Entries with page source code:
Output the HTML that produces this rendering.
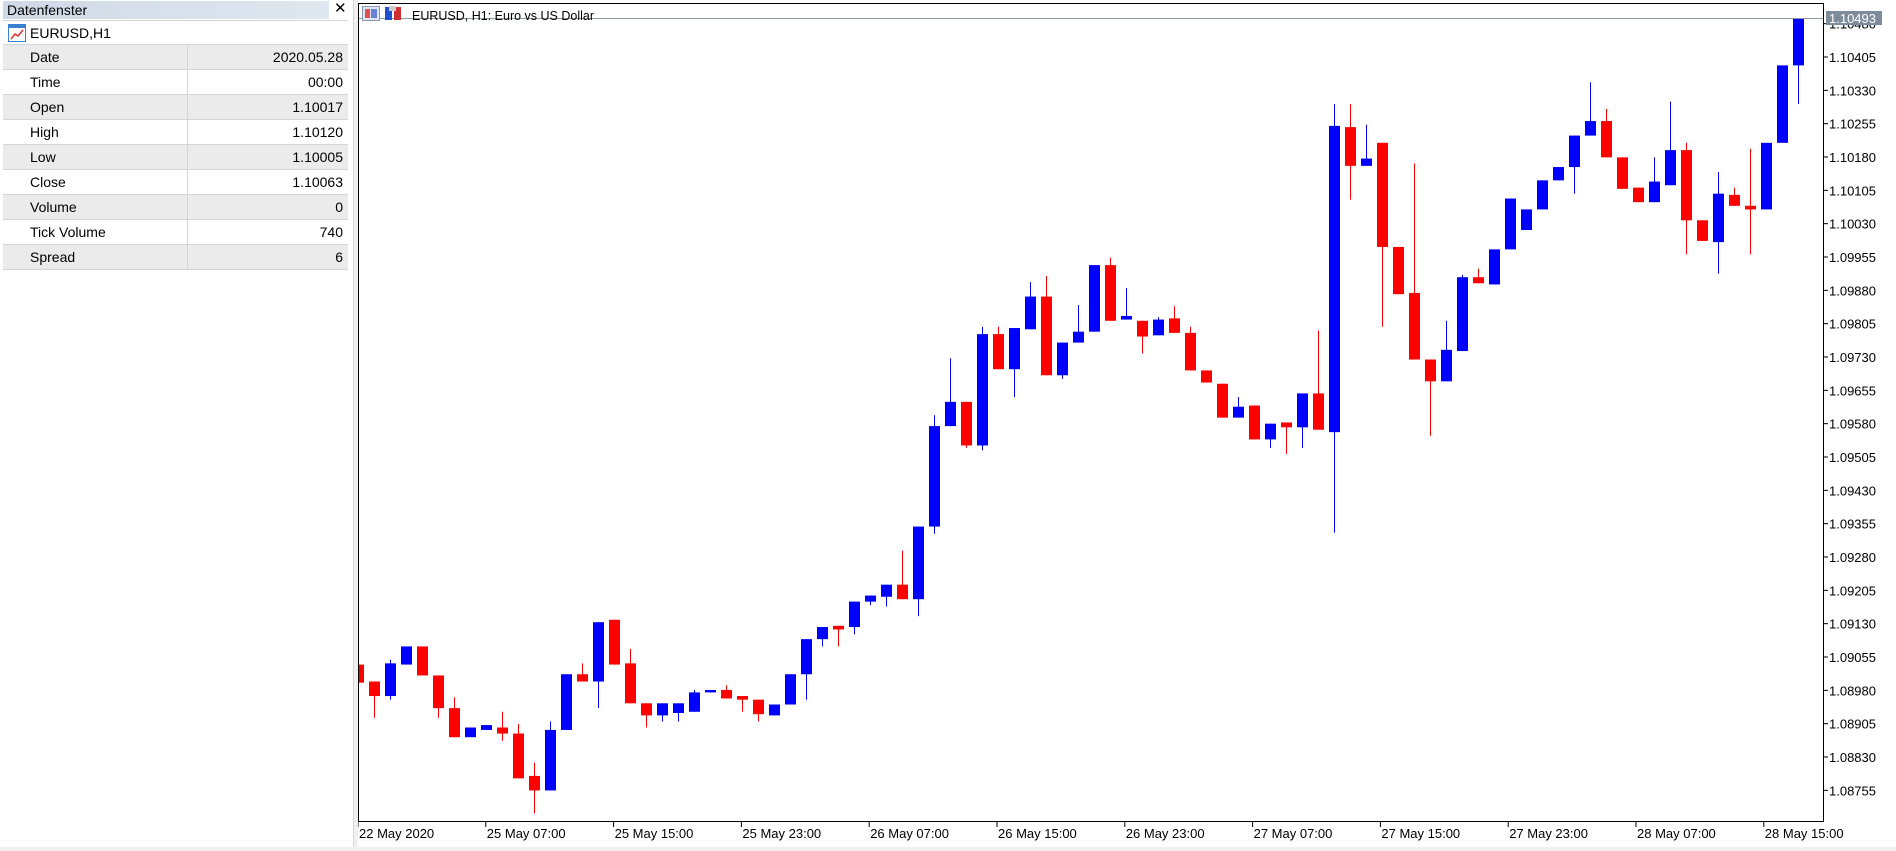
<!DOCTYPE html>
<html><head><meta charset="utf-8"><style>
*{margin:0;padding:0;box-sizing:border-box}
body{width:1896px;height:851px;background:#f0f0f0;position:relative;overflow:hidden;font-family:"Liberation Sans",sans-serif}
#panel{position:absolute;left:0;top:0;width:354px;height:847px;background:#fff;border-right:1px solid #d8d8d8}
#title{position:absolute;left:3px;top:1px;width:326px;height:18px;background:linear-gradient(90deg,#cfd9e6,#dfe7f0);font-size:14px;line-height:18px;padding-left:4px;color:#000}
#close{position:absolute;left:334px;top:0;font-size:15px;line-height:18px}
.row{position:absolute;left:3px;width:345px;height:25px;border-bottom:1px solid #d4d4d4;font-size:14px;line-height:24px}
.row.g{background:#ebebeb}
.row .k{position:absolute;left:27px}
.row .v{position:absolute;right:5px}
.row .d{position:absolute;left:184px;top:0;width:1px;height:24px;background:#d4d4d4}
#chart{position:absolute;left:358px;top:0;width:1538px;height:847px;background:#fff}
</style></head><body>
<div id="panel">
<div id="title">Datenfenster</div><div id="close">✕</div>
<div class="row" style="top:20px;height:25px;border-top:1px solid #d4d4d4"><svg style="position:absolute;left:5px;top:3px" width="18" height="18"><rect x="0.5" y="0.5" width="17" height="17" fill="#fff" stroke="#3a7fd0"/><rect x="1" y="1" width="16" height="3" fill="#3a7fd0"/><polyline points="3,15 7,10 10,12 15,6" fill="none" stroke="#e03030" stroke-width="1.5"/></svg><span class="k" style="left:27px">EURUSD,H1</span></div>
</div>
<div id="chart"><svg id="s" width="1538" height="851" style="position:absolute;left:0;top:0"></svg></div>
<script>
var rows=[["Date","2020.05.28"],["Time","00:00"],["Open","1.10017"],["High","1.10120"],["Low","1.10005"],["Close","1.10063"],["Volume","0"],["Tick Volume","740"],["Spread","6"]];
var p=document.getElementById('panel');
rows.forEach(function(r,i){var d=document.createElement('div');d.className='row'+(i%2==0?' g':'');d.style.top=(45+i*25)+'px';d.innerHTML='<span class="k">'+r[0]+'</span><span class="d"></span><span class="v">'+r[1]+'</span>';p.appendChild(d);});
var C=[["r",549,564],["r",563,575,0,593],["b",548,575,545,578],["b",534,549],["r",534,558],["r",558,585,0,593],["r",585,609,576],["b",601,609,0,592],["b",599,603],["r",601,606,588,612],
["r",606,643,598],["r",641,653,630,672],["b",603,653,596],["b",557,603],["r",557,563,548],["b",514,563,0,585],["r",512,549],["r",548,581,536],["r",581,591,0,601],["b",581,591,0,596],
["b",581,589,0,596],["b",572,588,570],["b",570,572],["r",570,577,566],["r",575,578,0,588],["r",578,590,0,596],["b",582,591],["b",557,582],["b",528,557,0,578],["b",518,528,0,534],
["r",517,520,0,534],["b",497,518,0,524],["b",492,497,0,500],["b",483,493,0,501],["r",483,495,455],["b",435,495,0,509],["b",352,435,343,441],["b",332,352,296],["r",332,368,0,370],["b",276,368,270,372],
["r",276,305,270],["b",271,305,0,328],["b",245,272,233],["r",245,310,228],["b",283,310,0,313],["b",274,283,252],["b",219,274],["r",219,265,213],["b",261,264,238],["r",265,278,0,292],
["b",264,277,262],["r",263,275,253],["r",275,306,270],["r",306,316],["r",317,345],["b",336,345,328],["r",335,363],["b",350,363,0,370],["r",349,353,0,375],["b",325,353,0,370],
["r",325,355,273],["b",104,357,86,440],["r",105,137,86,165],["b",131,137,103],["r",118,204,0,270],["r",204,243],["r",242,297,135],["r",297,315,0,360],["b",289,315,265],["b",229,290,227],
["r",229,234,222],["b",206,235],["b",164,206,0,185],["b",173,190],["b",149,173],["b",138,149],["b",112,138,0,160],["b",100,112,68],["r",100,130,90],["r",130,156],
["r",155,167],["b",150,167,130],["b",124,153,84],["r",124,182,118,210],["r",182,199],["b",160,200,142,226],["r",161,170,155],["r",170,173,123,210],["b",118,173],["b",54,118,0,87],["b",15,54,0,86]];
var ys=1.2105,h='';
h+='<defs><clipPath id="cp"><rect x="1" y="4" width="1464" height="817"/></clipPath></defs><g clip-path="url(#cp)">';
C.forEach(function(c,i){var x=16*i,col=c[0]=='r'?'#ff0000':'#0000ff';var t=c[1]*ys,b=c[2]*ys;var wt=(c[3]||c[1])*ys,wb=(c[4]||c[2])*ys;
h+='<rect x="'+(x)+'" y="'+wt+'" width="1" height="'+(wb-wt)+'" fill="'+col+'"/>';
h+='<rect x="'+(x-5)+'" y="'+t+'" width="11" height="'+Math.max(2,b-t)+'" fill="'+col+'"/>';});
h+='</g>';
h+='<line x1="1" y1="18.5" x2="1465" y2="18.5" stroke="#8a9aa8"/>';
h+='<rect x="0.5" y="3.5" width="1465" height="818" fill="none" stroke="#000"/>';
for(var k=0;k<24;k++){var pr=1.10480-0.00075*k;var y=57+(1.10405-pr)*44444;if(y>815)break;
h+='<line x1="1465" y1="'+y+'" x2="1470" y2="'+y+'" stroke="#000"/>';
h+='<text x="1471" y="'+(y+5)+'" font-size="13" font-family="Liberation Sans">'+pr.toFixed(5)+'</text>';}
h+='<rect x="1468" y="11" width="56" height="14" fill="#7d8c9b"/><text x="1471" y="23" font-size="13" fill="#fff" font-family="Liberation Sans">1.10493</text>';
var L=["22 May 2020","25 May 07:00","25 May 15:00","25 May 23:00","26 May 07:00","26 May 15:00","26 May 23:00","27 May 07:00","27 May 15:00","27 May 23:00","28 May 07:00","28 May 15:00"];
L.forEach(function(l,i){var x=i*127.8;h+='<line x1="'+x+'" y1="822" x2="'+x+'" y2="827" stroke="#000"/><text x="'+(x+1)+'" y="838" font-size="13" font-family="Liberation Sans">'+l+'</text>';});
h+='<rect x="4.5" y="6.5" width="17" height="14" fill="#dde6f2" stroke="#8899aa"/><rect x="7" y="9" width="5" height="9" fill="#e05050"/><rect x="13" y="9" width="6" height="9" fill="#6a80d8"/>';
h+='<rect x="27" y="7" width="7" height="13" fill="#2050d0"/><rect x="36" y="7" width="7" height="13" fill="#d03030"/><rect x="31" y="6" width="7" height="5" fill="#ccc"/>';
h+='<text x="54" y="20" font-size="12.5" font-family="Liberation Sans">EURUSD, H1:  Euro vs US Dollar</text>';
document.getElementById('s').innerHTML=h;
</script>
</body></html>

--

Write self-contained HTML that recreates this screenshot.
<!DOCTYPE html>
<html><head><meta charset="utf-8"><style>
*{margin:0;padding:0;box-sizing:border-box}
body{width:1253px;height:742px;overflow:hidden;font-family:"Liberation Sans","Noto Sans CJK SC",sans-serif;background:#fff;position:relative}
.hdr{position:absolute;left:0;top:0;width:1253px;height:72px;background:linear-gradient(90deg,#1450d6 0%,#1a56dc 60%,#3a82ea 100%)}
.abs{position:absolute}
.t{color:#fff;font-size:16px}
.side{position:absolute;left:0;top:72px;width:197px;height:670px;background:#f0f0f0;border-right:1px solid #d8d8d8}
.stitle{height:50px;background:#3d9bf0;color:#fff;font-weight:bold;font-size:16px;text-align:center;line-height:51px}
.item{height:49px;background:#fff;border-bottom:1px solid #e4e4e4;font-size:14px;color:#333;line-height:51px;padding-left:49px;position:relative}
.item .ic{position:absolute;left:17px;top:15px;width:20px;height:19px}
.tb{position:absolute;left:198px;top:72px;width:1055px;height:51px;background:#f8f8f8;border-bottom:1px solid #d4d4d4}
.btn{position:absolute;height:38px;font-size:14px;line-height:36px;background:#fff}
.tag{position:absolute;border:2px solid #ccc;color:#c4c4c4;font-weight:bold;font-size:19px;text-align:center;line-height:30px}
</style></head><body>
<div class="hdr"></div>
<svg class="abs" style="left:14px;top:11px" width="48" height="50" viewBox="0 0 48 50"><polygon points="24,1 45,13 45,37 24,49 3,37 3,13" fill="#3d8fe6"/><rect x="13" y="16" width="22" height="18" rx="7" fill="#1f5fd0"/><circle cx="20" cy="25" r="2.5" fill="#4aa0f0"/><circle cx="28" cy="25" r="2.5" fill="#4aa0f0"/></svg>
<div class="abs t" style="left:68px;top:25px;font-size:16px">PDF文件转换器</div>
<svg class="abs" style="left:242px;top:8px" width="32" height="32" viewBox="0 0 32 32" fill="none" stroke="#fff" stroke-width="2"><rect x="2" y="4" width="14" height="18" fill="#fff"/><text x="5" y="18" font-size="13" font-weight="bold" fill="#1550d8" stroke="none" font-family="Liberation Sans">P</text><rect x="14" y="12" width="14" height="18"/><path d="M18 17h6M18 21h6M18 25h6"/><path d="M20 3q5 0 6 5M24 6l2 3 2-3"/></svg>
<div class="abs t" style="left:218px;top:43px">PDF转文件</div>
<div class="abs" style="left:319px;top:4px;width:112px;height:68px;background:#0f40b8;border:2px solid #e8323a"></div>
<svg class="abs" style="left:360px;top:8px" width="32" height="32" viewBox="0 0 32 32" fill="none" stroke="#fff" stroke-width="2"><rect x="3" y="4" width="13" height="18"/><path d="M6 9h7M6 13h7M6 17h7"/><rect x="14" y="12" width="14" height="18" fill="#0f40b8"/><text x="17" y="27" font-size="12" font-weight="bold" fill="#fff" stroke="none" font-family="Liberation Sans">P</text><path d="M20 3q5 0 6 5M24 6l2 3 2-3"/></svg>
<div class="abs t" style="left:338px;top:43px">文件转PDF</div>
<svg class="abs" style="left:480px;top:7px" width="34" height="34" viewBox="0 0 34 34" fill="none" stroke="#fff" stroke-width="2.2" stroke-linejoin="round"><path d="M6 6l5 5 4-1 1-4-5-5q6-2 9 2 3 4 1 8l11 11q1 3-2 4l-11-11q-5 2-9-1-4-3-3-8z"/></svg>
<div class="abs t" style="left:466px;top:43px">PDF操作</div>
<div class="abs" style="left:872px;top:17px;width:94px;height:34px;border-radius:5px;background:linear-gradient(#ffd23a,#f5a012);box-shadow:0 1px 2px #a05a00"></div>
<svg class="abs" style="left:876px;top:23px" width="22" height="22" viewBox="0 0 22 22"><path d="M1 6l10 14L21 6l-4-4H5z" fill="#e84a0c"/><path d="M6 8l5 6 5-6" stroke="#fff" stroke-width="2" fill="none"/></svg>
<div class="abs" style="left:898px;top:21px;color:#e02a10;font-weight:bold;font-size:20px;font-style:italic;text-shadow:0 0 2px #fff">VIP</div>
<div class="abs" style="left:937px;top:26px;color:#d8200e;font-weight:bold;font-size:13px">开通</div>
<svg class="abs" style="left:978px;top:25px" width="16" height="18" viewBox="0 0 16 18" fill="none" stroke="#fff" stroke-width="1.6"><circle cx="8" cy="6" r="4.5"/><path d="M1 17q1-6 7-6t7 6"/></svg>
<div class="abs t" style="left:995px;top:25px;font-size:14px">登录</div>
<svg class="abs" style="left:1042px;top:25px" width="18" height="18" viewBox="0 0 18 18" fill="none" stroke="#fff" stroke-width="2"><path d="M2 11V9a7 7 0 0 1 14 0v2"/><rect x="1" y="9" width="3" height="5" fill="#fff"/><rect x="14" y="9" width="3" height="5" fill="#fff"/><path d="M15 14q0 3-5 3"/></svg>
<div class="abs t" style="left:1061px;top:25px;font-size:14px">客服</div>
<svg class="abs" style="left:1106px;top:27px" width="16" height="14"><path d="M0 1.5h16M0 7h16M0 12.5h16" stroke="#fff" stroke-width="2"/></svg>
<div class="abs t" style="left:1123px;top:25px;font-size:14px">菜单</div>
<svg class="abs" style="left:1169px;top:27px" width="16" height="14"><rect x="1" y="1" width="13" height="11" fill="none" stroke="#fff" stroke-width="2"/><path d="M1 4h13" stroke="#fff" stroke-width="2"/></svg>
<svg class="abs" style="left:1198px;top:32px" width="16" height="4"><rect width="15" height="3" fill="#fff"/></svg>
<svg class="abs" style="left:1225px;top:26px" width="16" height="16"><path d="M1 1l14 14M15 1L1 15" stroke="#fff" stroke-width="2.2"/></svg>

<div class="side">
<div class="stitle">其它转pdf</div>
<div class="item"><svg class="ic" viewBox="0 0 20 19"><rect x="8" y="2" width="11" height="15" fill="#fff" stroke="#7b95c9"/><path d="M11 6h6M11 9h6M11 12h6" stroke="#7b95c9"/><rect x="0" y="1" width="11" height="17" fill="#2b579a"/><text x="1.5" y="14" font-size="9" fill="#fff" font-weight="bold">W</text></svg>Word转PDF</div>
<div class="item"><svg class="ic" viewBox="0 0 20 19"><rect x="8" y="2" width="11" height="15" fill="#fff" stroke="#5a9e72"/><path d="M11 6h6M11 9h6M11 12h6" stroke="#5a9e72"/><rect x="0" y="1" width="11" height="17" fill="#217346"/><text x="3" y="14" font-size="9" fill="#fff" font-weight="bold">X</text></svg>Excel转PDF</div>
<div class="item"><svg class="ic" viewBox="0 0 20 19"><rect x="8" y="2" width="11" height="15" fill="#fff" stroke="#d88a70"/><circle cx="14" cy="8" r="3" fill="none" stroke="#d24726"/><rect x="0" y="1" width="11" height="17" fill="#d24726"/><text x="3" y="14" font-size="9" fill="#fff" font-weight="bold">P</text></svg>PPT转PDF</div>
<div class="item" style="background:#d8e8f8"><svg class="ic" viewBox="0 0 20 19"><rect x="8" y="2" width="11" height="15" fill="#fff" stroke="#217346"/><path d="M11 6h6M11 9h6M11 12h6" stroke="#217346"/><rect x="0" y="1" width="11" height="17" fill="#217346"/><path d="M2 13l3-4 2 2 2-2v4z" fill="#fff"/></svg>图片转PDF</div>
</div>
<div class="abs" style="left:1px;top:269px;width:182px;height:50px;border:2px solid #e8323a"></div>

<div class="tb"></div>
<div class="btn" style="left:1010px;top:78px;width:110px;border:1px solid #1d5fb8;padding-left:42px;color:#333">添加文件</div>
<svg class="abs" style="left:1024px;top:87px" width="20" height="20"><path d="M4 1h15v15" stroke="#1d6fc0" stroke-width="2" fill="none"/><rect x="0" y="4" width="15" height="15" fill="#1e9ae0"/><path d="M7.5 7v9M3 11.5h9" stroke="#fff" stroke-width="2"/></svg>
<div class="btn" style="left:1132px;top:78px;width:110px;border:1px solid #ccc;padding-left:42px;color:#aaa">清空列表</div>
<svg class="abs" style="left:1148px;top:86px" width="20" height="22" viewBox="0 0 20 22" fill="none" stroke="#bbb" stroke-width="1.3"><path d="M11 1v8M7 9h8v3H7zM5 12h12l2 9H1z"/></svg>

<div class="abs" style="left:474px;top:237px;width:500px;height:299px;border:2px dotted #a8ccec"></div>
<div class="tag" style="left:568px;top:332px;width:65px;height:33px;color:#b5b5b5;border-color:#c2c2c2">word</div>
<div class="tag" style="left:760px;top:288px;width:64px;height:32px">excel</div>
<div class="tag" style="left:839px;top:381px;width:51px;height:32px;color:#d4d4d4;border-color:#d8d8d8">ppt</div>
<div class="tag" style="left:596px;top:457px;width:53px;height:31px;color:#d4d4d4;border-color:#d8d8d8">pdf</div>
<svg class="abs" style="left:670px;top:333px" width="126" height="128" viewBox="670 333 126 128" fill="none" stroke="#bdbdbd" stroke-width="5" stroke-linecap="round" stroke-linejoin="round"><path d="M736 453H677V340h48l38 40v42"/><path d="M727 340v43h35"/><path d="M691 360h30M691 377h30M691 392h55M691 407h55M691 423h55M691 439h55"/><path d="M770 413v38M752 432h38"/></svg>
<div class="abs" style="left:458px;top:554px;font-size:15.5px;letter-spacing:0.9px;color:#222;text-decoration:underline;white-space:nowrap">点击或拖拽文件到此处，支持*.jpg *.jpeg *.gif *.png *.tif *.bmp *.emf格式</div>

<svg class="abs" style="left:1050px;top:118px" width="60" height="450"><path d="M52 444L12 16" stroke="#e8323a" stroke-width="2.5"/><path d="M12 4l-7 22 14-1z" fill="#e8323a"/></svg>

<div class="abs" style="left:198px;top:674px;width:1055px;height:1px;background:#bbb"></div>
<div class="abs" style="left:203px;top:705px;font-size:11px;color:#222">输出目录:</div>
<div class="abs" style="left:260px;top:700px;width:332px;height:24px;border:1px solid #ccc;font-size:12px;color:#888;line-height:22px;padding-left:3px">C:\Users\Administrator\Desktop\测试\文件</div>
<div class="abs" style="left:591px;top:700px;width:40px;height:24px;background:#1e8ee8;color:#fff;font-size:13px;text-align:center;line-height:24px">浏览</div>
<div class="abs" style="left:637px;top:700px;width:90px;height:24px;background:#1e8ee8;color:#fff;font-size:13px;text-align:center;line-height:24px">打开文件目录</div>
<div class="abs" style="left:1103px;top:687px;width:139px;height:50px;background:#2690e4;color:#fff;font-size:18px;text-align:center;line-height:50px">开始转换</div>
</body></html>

■ **What the task requires**:
Pull out every line containing "that".

■ **Written solution**:
Output the HTML that produces this rendering.
Write self-contained HTML that recreates this screenshot.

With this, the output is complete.